As an independent provider for people with special needs, Melissa Porreca of Wintersville, is used to taking individuals with disabilities to the movies, shopping and other excursions.
They enjoy going out and doing different things, and she enjoys their company, she said.
"They appreciate what you do so much. It's rewarding to work with somebody like that. It's fun. It's not work for me," Porreca said.
She also has attended five Special Olympics events and learned it's a special occasion for them.
"They're excited," Porreca said, noting the day included a stop for coffee and breakfast on the way to the stadium, at one athlete's request, and there will be a stop for dinner on the way home.
"It's a long day for them, but they enjoy it," she said.
Many local students and adults lent their time to the event, serving as officials, helping the athletes in getting to the various events and assisting in other ways.
Also supporting the event were many area businesses, groups and individuals, including the Wal-Mart Distribution Center, Staley Communications, World Radio Telecommunications, Kroger Food and Drug, Riesbeck's Food Stores, Snack Brothers, McDonald's, which provided food and entertainment by Ronald McDonald; and Steubenville City Schools.
Dick Sperry, Special Olympics area director, said the event benefits from donations from many and the support of many volunteers.
But he and John Blosco, assistant director; said the program, like many, has been impacted by the tough economic times locally.

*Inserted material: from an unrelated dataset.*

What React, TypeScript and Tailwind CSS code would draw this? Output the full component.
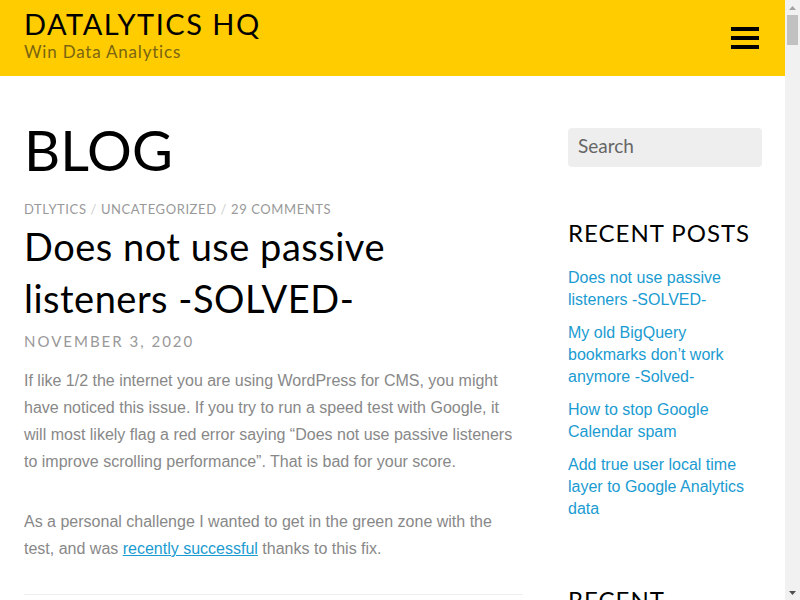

They encouraged residents to make donations to the program through the Area 9 office at 1600 Pershing Ave., Steubenville.
Sperry, who has served as director for 37 years, added the program needs younger adults to step in and carry it forward.
He noted the program was begun by a group of Toronto Jaycees, many of whom have remained involved.
Blosco said, "We have a lot of local people who aren't affiliated with the Jaycees now. But they've fallen in love with it and keep coming each year."
"It's a workshop of love," agreed Sperry, who added, "It's one of the greatest things I look forward to."